After three straight years of losses, Howard Stringer is finally feeling some pain in his own bank account.
The man at the helm of the enormous company agreed to accept 16% less in salary this year than he did last year. That means his total compensation for the fiscal year that just ended was 345 million yen, or about $4.27 million.
That’s in addition to 500,000 shares of Sony stock, which is worth 518 million yen at the moment. While few of us can hardly feel sympathy for this kind of monetary “cut-back,” all of this is substantially less than what the CEO received in the previous year.
In the recently released numbers about the company’s fiscal year, it was revealed that Sony lost nearly 260 billion yen.

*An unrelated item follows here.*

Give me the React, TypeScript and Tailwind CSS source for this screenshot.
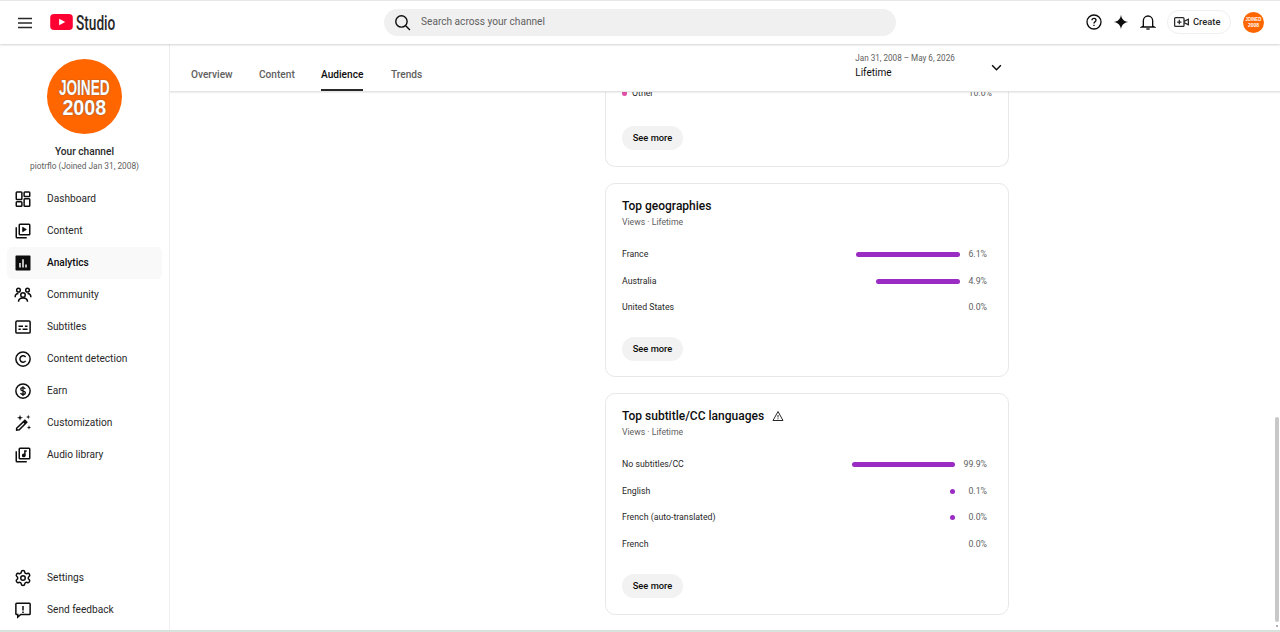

It was an incredibly rough year, as the Japanese earthquake – the largest one ever recorded in the planet’s history – caused severe disruptions in Sony’s manufacturing operations.
Additionally, the company was forced to take its Playstation Network online gaming service offline for more than a month, crippling its gaming unit and causing what some consider irreparable harm to its brand image.
The price of Sony stock has sunk 29% compared to where it was at the beginning of 2011, before the earthquake and tsunami.
For Sony, though, it’s onward and upward from this point on. The company boldly predicted it could turn a profit in this upcoming fiscal year, saying it expects a profit of 80 billion yen.